85,000 Reasons Why Relationship Breakdown is No Longer a Private Matter
- 5 hours ago
- 6 min read
Hazel N. Williams is an author, speaker, and relationship coach helping couples navigate pressure, emotional distance, and communication breakdown. Through Holding On Together, she brings over 40 years of lived marriage and family experience into practical relationship support.
The latest UK relationship breakdown statistics stopped me in my tracks. Over 85,000 homelessness applications across England and Wales between 2020 and 2025 were directly linked to relationship breakdown. Not job losses. Not rising rents. Relationships. In this article, I want to share five ways the breakdown of our relationships is costing the UK far more than we are willing to admit, and what each of us can start doing today to turn that around.

85,000+ homelessness applications across England and Wales between 2020 and 2025 were directly linked to relationship breakdown as the primary cause.

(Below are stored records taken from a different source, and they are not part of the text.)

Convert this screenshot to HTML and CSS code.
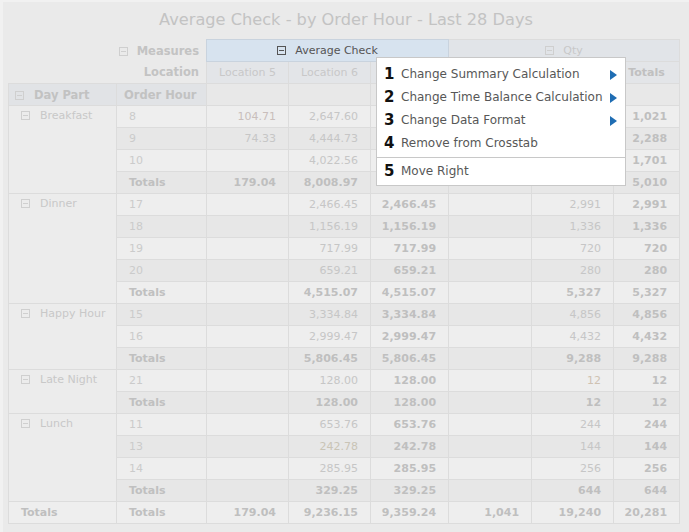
FILE: index.html
```html
<!DOCTYPE html>
<html>
<head>
<meta charset="utf-8">
<link rel="stylesheet" href="styles.css">
</head>
<body>
<div class="page">
  <div class="title">Average Check - by Order Hour - Last 28 Days</div>
  <table class="xt">
    <colgroup>
      <col class="c1"><col class="c2"><col class="c3"><col class="c4"><col class="c5"><col class="c6"><col class="c7"><col class="c8">
    </colgroup>
    <thead>
      <tr>
        <td colspan="2" class="axis"><span class="tog"><svg width="9" height="9" viewBox="0 0 9 9"><rect x="0.5" y="0.5" width="8" height="8" fill="none" stroke="currentColor"/><line x1="2" y1="4.5" x2="7" y2="4.5" stroke="currentColor"/></svg></span>Measures</td>
        <td colspan="3" class="m-avg"><span class="tog"><svg width="9" height="9" viewBox="0 0 9 9"><rect x="0.5" y="0.5" width="8" height="8" fill="none" stroke="currentColor"/><line x1="2" y1="4.5" x2="7" y2="4.5" stroke="currentColor"/></svg></span>Average Check</td>
        <td colspan="3" class="m-qty"><span class="tog"><svg width="9" height="9" viewBox="0 0 9 9"><rect x="0.5" y="0.5" width="8" height="8" fill="none" stroke="currentColor"/><line x1="2" y1="4.5" x2="7" y2="4.5" stroke="currentColor"/></svg></span>Qty</td>
      </tr>
      <tr>
        <td colspan="2" class="axis">Location</td>
        <td class="loc">Location 5</td>
        <td class="loc">Location 6</td>
        <td class="loc b"></td>
        <td class="loc"></td>
        <td class="loc"></td>
        <td class="loc b">Totals</td>
      </tr>
      <tr class="dimrow">
        <td class="dimh"><span class="tog"><svg width="9" height="9" viewBox="0 0 9 9"><rect x="0.5" y="0.5" width="8" height="8" fill="none" stroke="currentColor"/><line x1="2" y1="4.5" x2="7" y2="4.5" stroke="currentColor"/></svg></span>Day Part</td>
        <td class="dimh oh">Order Hour</td>
        <td></td><td></td><td></td><td></td><td></td><td></td>
      </tr>
    </thead>
    <tbody>
      <tr>
        <td rowspan="4" class="grp"><span class="tog"><svg width="9" height="9" viewBox="0 0 9 9"><rect x="0.5" y="0.5" width="8" height="8" fill="none" stroke="currentColor"/><line x1="2" y1="4.5" x2="7" y2="4.5" stroke="currentColor"/></svg></span>Breakfast</td>
        <td class="hr">8</td><td class="n warm">104.71</td><td class="n">2,647.60</td><td class="n b"></td><td class="n"></td><td class="n"></td><td class="n b">1,021</td>
      </tr>
      <tr><td class="hr">9</td><td class="n">74.33</td><td class="n">4,444.73</td><td class="n b"></td><td class="n"></td><td class="n"></td><td class="n b">2,288</td></tr>
      <tr><td class="hr">10</td><td class="n"></td><td class="n">4,022.56</td><td class="n b"></td><td class="n"></td><td class="n"></td><td class="n b">1,701</td></tr>
      <tr><td class="hr b">Totals</td><td class="n b">179.04</td><td class="n b">8,008.97</td><td class="n b"></td><td class="n b"></td><td class="n b"></td><td class="n b">5,010</td></tr>

      <tr>
        <td rowspan="5" class="grp"><span class="tog"><svg width="9" height="9" viewBox="0 0 9 9"><rect x="0.5" y="0.5" width="8" height="8" fill="none" stroke="currentColor"/><line x1="2" y1="4.5" x2="7" y2="4.5" stroke="currentColor"/></svg></span>Dinner</td>
        <td class="hr">17</td><td class="n"></td><td class="n">2,466.45</td><td class="n b">2,466.45</td><td class="n"></td><td class="n">2,991</td><td class="n b">2,991</td>
      </tr>
      <tr><td class="hr">18</td><td class="n"></td><td class="n">1,156.19</td><td class="n b">1,156.19</td><td class="n"></td><td class="n">1,336</td><td class="n b">1,336</td></tr>
      <tr><td class="hr">19</td><td class="n"></td><td class="n">717.99</td><td class="n b">717.99</td><td class="n"></td><td class="n">720</td><td class="n b">720</td></tr>
      <tr><td class="hr">20</td><td class="n"></td><td class="n">659.21</td><td class="n b">659.21</td><td class="n"></td><td class="n">280</td><td class="n b">280</td></tr>
      <tr><td class="hr b">Totals</td><td class="n"></td><td class="n b">4,515.07</td><td class="n b">4,515.07</td><td class="n"></td><td class="n b">5,327</td><td class="n b">5,327</td></tr>

      <tr>
        <td rowspan="3" class="grp"><span class="tog"><svg width="9" height="9" viewBox="0 0 9 9"><rect x="0.5" y="0.5" width="8" height="8" fill="none" stroke="currentColor"/><line x1="2" y1="4.5" x2="7" y2="4.5" stroke="currentColor"/></svg></span>Happy Hour</td>
        <td class="hr">15</td><td class="n"></td><td class="n">3,334.84</td><td class="n b">3,334.84</td><td class="n"></td><td class="n">4,856</td><td class="n b">4,856</td>
      </tr>
      <tr><td class="hr">16</td><td class="n"></td><td class="n">2,999.47</td><td class="n b">2,999.47</td><td class="n"></td><td class="n">4,432</td><td class="n b">4,432</td></tr>
      <tr><td class="hr b">Totals</td><td class="n"></td><td class="n b">5,806.45</td><td class="n b">5,806.45</td><td class="n"></td><td class="n b">9,288</td><td class="n b">9,288</td></tr>

      <tr>
        <td rowspan="2" class="grp"><span class="tog"><svg width="9" height="9" viewBox="0 0 9 9"><rect x="0.5" y="0.5" width="8" height="8" fill="none" stroke="currentColor"/><line x1="2" y1="4.5" x2="7" y2="4.5" stroke="currentColor"/></svg></span>Late Night</td>
        <td class="hr">21</td><td class="n"></td><td class="n">128.00</td><td class="n b">128.00</td><td class="n"></td><td class="n orange">12</td><td class="n b">12</td>
      </tr>
      <tr><td class="hr b">Totals</td><td class="n"></td><td class="n b">128.00</td><td class="n b">128.00</td><td class="n"></td><td class="n b">12</td><td class="n b">12</td></tr>

      <tr>
        <td rowspan="4" class="grp"><span class="tog"><svg width="9" height="9" viewBox="0 0 9 9"><rect x="0.5" y="0.5" width="8" height="8" fill="none" stroke="currentColor"/><line x1="2" y1="4.5" x2="7" y2="4.5" stroke="currentColor"/></svg></span>Lunch</td>
        <td class="hr">11</td><td class="n"></td><td class="n">653.76</td><td class="n b">653.76</td><td class="n"></td><td class="n">244</td><td class="n b">244</td>
      </tr>
      <tr><td class="hr">13</td><td class="n"></td><td class="n yel">242.78</td><td class="n b">242.78</td><td class="n"></td><td class="n">144</td><td class="n b">144</td></tr>
      <tr><td class="hr">14</td><td class="n"></td><td class="n">285.95</td><td class="n b">285.95</td><td class="n"></td><td class="n">256</td><td class="n b">256</td></tr>
      <tr><td class="hr b">Totals</td><td class="n"></td><td class="n b">329.25</td><td class="n b">329.25</td><td class="n"></td><td class="n b">644</td><td class="n b">644</td></tr>

      <tr class="grand">
        <td class="gt b">Totals</td>
        <td class="hr b">Totals</td><td class="n b">179.04</td><td class="n b">9,236.15</td><td class="n b">9,359.24</td><td class="n b">1,041</td><td class="n b">19,240</td><td class="n b">20,281</td>
      </tr>
    </tbody>
  </table>

  <div class="menu">
    <div class="item"><span class="num">1</span><span class="lbl">Change Summary Calculation</span><svg class="arr" width="7" height="10" viewBox="0 0 7 10"><polygon points="0,0 7,5 0,10" fill="currentColor"/></svg></div>
    <div class="item"><span class="num">2</span><span class="lbl">Change Time Balance Calculation</span><svg class="arr" width="7" height="10" viewBox="0 0 7 10"><polygon points="0,0 7,5 0,10" fill="currentColor"/></svg></div>
    <div class="item"><span class="num">3</span><span class="lbl">Change Data Format</span><svg class="arr" width="7" height="10" viewBox="0 0 7 10"><polygon points="0,0 7,5 0,10" fill="currentColor"/></svg></div>
    <div class="item"><span class="num">4</span><span class="lbl">Remove from Crosstab</span></div>
    <div class="sep"></div>
    <div class="item"><span class="num">5</span><span class="lbl">Move Right</span></div>
  </div>
</div>
</body>
</html>
```
FILE: styles.css
```css
html, body {
  margin: 0;
  padding: 0;
  background: #f1f1f1;
}
.page {
  position: relative;
  width: 686px;
  height: 530px;
  margin: 2px 0 0 3px;
  background: #eaeaea;
  font-family: "DejaVu Sans", Verdana, sans-serif;
  font-size: 11px;
  color: #c6c6c6;
  overflow: hidden;
}
.title {
  height: 37px;
  line-height: 35px;
  text-align: center;
  font-size: 16.2px;
  color: #c3c3c3;
}
.xt {
  border-collapse: collapse;
  table-layout: fixed;
  width: 671px;
  margin-left: 5px;
}
.c1 { width: 108px; }
.c2 { width: 90px; }
.c3 { width: 82px; }
.c4 { width: 82px; }
.c5 { width: 78px; }
.c6 { width: 83px; }
.c7 { width: 82px; }
.c8 { width: 66px; }
.xt td {
  border: 1px solid #dcdcdc;
  padding: 0;
  height: 21px;
  line-height: 20px;
  white-space: nowrap;
  overflow: hidden;
}
.b { font-weight: bold; color: #bfbfbf; }
.tog {
  display: inline-block;
  width: 9px;
  height: 9px;
  margin-right: 10px;
  vertical-align: -1px;
  color: #cfcfcf;
}
.tog svg { display: block; }
.xt td.axis {
  border: none;
  background: transparent;
  text-align: right;
  padding-right: 7px;
  font-weight: bold;
  color: #c3c3c3;
  font-size: 11.5px;
}
.axis .tog { margin-right: 9px; }
.xt td.m-avg {
  background: #d7e3ef;
  border-color: #c9d3de;
  text-align: center;
  color: #555;
}
.m-avg .tog { color: #555; margin-right: 9px; }
.xt td.m-qty {
  background: #e1e4e8;
  text-align: center;
  color: #c8c8c8;
}
.m-qty .tog { margin-right: 9px; }
.xt td.loc {
  background: #e3e5e8;
  text-align: center;
  color: #c8c8c8;
}
.xt td.loc.b { color: #c0c0c0; }
.dimrow td { background: #e8e8e8; }
.xt td.dimh {
  background: #e1e3e6;
  font-weight: bold;
  color: #c2c2c2;
  padding-left: 6px;
  font-size: 11.5px;
}
.xt td.oh { padding-left: 7px; }
tbody tr:nth-child(odd) td { background: #eeeeee; }
tbody tr:nth-child(even) td { background: #e7e7e7; }
.xt tbody td.grp {
  background: #ececec;
  vertical-align: top;
  padding-left: 12px;
  color: #c8c8c8;
}
.xt td.hr { padding-left: 12px; color: #cbcbcb; }
.xt td.hr.b { color: #c0c0c0; }
.xt td.gt { padding-left: 12px; }
.xt td.n { text-align: right; padding-right: 12px; }
.xt td.warm { color: #c9bebb; }
.xt td.yel { color: #c9c4b6; }
.xt td.orange { color: #cfc2b2; }

.menu {
  position: absolute;
  left: 373px;
  top: 55px;
  width: 248px;
  padding: 4px 0 3px;
  background: #ffffff;
  border: 1px solid #c8c8c8;
}
.item {
  display: flex;
  align-items: center;
  height: 23px;
  padding: 0 8px 0 7px;
  font-size: 12px;
  color: #575757;
}
.num {
  width: 17px;
  font-size: 15px;
  font-weight: bold;
  color: #111;
}
.lbl { flex: 1; }
.arr { color: #1f6db3; display: block; margin-top: 2px; }
.sep {
  border-top: 1px solid #c8c8c8;
  margin: 3px 0 1px;
}
```
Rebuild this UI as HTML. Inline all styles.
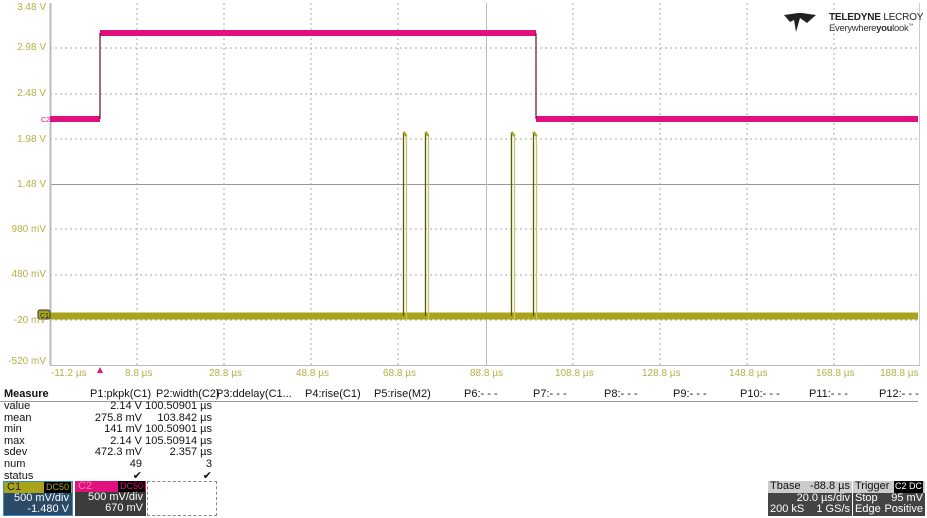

Why relationship breakdown is a public issue, not just a private one
Understanding the wider impact of relationship breakdown in the UK on housing, health, and society
I have been in this work long enough to know we have been having the wrong conversation. We talk about relationship breakdown as though it is something to be handled quietly, sorted out behind closed doors, and kept well away from public view. But it does not stay private. It never did.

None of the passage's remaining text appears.